Brett Slatkin's Effective Python was the first book I read after learning the Python syntax that opened my eyes to the power of idiomatic Pythonic code.

As the book's subtitle states, Effective Python covers 90 specific ways to write better Python. The first chapter alone, titled Python Thinking, is a goldmine of tips and tricks that even beginner Python programmers will find helpful, although beginners may find the rest of the book difficult to follow.

Fluent Python by Luciano Ramalho

If I could only own one book about Python, Luciano Ramalho's Fluent Python would be the one.

Full of practical examples supported by clear exposition, Fluent Python is an excellent guide for anyone looking to learn how to write Pythonic code. However, keep in mind that Fluent Python is not for beginning Python programmers. As stated in the book's preface:

If you are just learning Python, this book is going to be hard to follow. Not only that, if you read it too early in your Python journey, it may give you the impression that every Python script should leverage special methods and metaprogramming tricks. Premature abstraction is as bad as premature optimization.

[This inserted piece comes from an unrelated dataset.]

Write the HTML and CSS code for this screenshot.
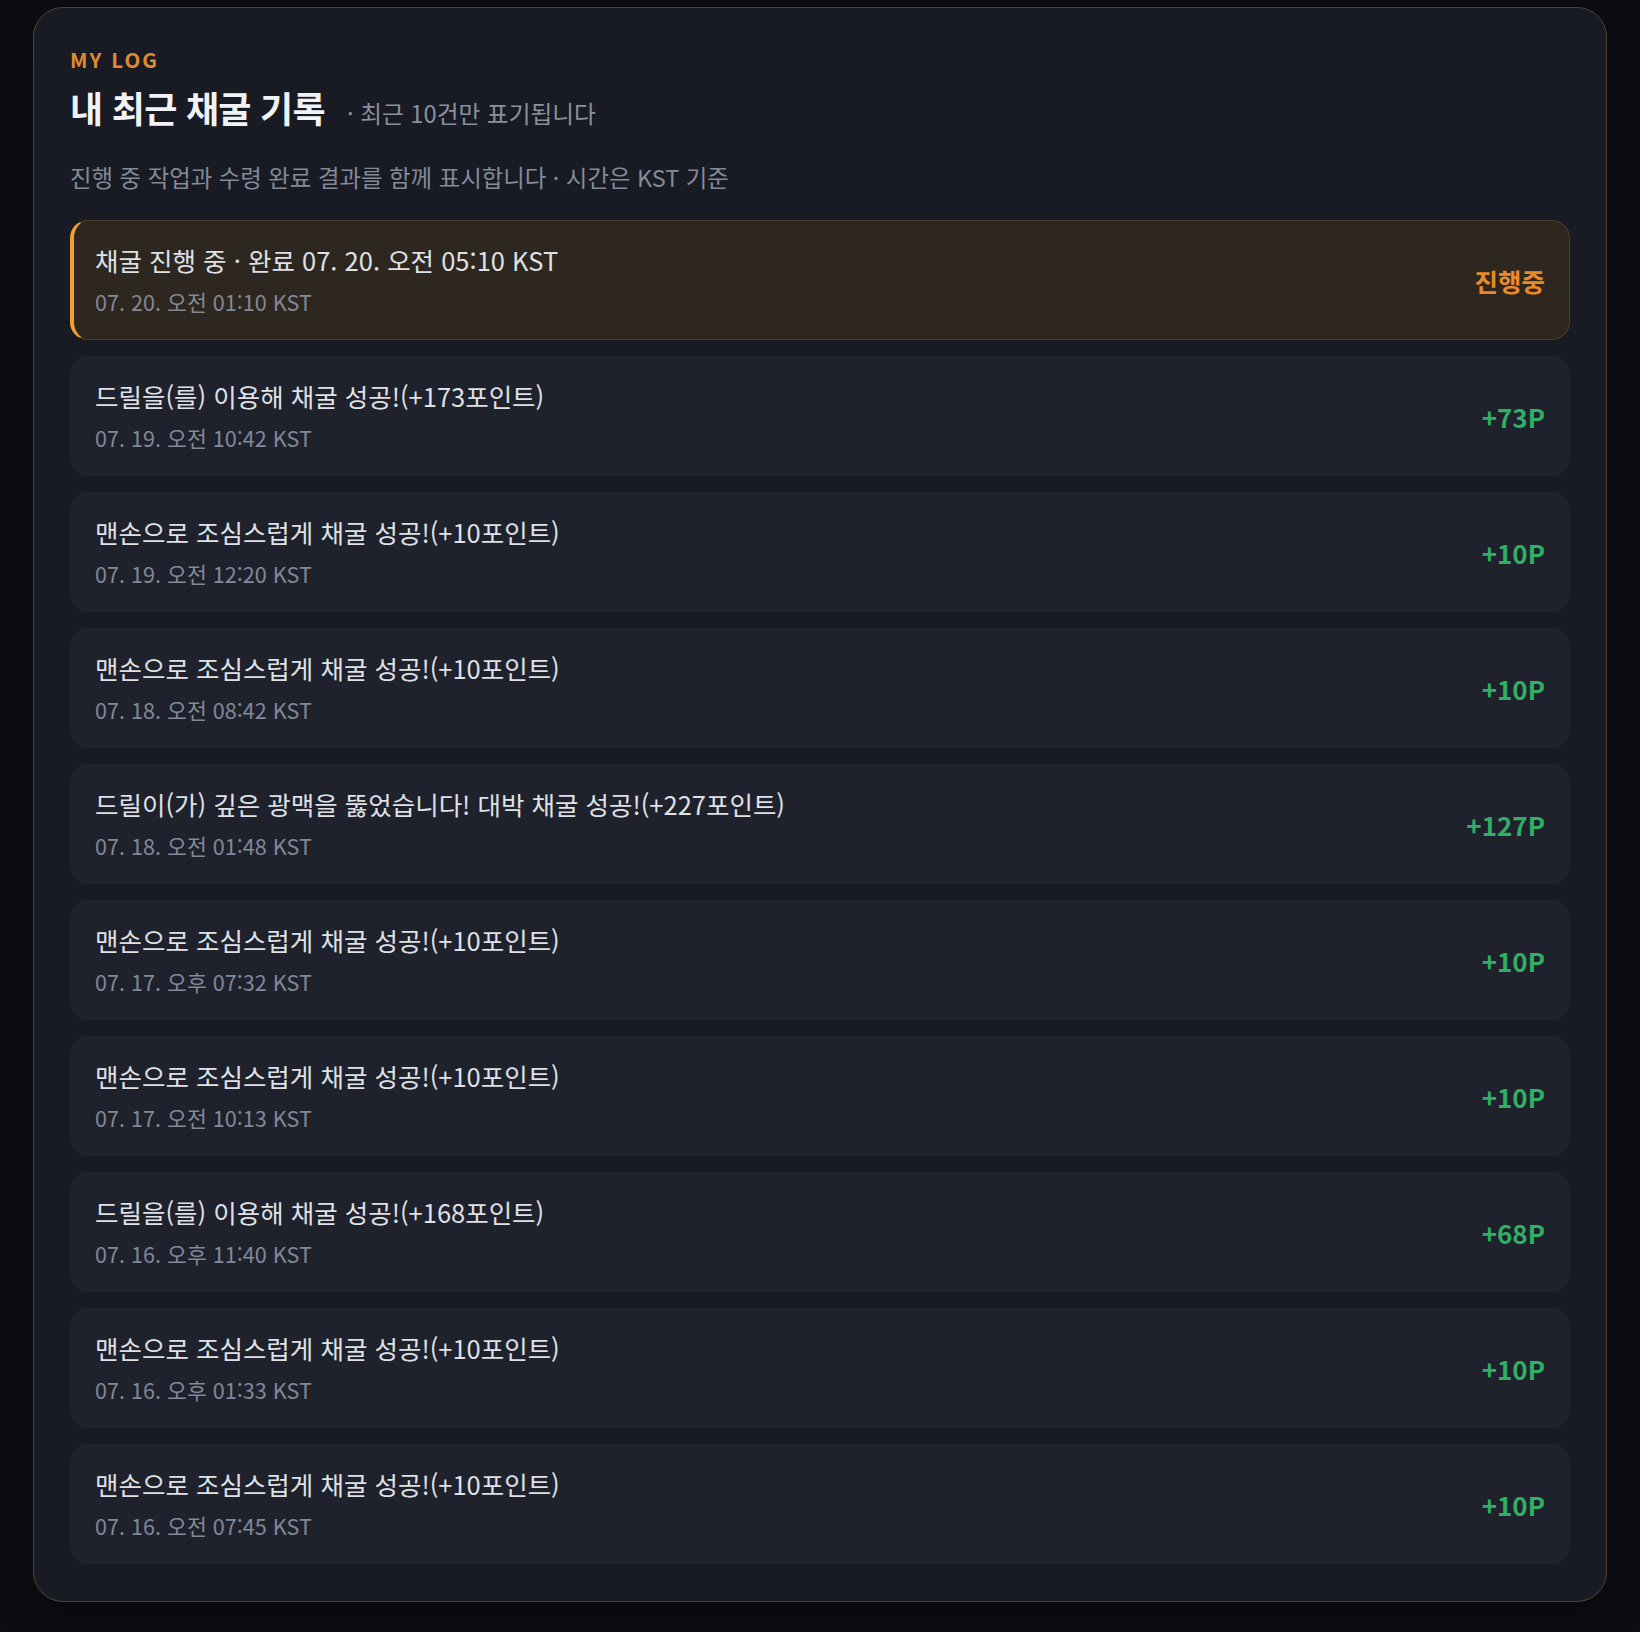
FILE: index.html
```html
<!DOCTYPE html>
<html lang="ko">
<head>
<meta charset="utf-8">
<title>MY LOG</title>
<link rel="stylesheet" href="styles.css">
</head>
<body>
<section class="card">
  <div class="eyebrow">MY LOG</div>
  <div class="title-row">
    <h2 class="title">내 최근 채굴 기록</h2>
    <span class="subtitle">· 최근 10건만 표기됩니다</span>
  </div>
  <p class="desc">진행 중 작업과 수령 완료 결과를 함께 표시합니다 · 시간은 KST 기준</p>
  <ul class="log-list">
    <li class="log-item active">
      <div class="log-text">
        <div class="log-title">채굴 진행 중 · 완료 07. 20. 오전 05:10 KST</div>
        <div class="log-date">07. 20. 오전 01:10 KST</div>
      </div>
      <div class="log-status">진행중</div>
    </li>
    <li class="log-item">
      <div class="log-text">
        <div class="log-title">드릴을(를) 이용해 채굴 성공!(+173포인트)</div>
        <div class="log-date">07. 19. 오전 10:42 KST</div>
      </div>
      <div class="log-amount">+73P</div>
    </li>
    <li class="log-item">
      <div class="log-text">
        <div class="log-title">맨손으로 조심스럽게 채굴 성공!(+10포인트)</div>
        <div class="log-date">07. 19. 오전 12:20 KST</div>
      </div>
      <div class="log-amount">+10P</div>
    </li>
    <li class="log-item">
      <div class="log-text">
        <div class="log-title">맨손으로 조심스럽게 채굴 성공!(+10포인트)</div>
        <div class="log-date">07. 18. 오전 08:42 KST</div>
      </div>
      <div class="log-amount">+10P</div>
    </li>
    <li class="log-item">
      <div class="log-text">
        <div class="log-title">드릴이(가) 깊은 광맥을 뚫었습니다! 대박 채굴 성공!(+227포인트)</div>
        <div class="log-date">07. 18. 오전 01:48 KST</div>
      </div>
      <div class="log-amount">+127P</div>
    </li>
    <li class="log-item">
      <div class="log-text">
        <div class="log-title">맨손으로 조심스럽게 채굴 성공!(+10포인트)</div>
        <div class="log-date">07. 17. 오후 07:32 KST</div>
      </div>
      <div class="log-amount">+10P</div>
    </li>
    <li class="log-item">
      <div class="log-text">
        <div class="log-title">맨손으로 조심스럽게 채굴 성공!(+10포인트)</div>
        <div class="log-date">07. 17. 오전 10:13 KST</div>
      </div>
      <div class="log-amount">+10P</div>
    </li>
    <li class="log-item">
      <div class="log-text">
        <div class="log-title">드릴을(를) 이용해 채굴 성공!(+168포인트)</div>
        <div class="log-date">07. 16. 오후 11:40 KST</div>
      </div>
      <div class="log-amount">+68P</div>
    </li>
    <li class="log-item">
      <div class="log-text">
        <div class="log-title">맨손으로 조심스럽게 채굴 성공!(+10포인트)</div>
        <div class="log-date">07. 16. 오후 01:33 KST</div>
      </div>
      <div class="log-amount">+10P</div>
    </li>
    <li class="log-item">
      <div class="log-text">
        <div class="log-title">맨손으로 조심스럽게 채굴 성공!(+10포인트)</div>
        <div class="log-date">07. 16. 오전 07:45 KST</div>
      </div>
      <div class="log-amount">+10P</div>
    </li>
  </ul>
</section>
</body>
</html>
```

FILE: styles.css
```css
* {
  box-sizing: border-box;
}

html, body {
  margin: 0;
  padding: 0;
  background: #0c0e13;
}

body {
  padding: 7px 33px 32px;
  font-family: "Noto Sans CJK KR", "Noto Sans", sans-serif;
  color: #e3e5ea;
}

.card {
  background: #181b24;
  border: 1px solid #54432e;
  border-radius: 30px;
  padding: 39px 36px 37px;
  box-shadow: 0 10px 40px rgba(0, 0, 0, 0.45);
}

.eyebrow {
  font-size: 20.5px;
  font-weight: 700;
  letter-spacing: 0.1em;
  line-height: 24px;
  color: #e08a30;
}

.title-row {
  display: flex;
  align-items: baseline;
  gap: 22px;
  margin-top: 16px;
}

.title {
  margin: 0;
  font-size: 36px;
  font-weight: 700;
  letter-spacing: -0.02em;
  line-height: 40px;
  color: #f1f2f6;
}

.subtitle {
  font-size: 23.7px;
  color: #8b909c;
}

.desc {
  margin: 31px 0 0;
  font-size: 23.4px;
  line-height: 32px;
  color: #858a97;
}

.log-list {
  list-style: none;
  margin: 27px 0 0;
  padding: 0;
  display: flex;
  flex-direction: column;
  gap: 16px;
}

.log-item {
  display: flex;
  align-items: center;
  justify-content: space-between;
  min-height: 120px;
  padding: 22px 24px;
  background: #1f222c;
  border: 1px solid #222530;
  border-radius: 18px;
}

.log-item.active {
  background: #2d2720;
  border-color: #4a3c29;
  border-left: 4px solid #f0a02c;
  padding-left: 21px;
}

.log-title {
  font-size: 25.5px;
  line-height: 34px;
  color: #dfe1e7;
}

.log-date {
  margin-top: 10px;
  font-size: 21.6px;
  line-height: 30px;
  color: #828896;
}

.log-amount {
  font-size: 26px;
  font-weight: 700;
  color: #2fb064;
}

.log-status {
  font-size: 25.5px;
  font-weight: 700;
  color: #e8892b;
}
```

Experienced Python programmers will benefit greatly from the book, however.

Ramalho recently updated his book for modern Python. Currently, the second edition is only available for pre-order. I strongly recommend pre-ordering the second edition as the first edition is now outdated.

Next Steps

This article covered a lot of ground. You learned:

  • How the PEP8 style guide can help you write standardized Python code
  • How to avoid C-style loops via direct iteration and leveraging some of Python's built-in functions
  • Why choosing the right data structure enables you to write shorter code that is also more efficient

These tips will help you write more Pythonic code, but they're just a start. Mastering Python takes years. During your years of working towards Python mastery, accepted norms for Pythonic code may change, so it's crucial to stay up-to-date with the current best practices. The r/learnpython subreddit can be a good place to ask questions and get help. I'm also always happy to answer questions on Twitter.

But the first step is to get your hands dirty and practice what you've learned. As the Zen of Python says: "Now is better than never."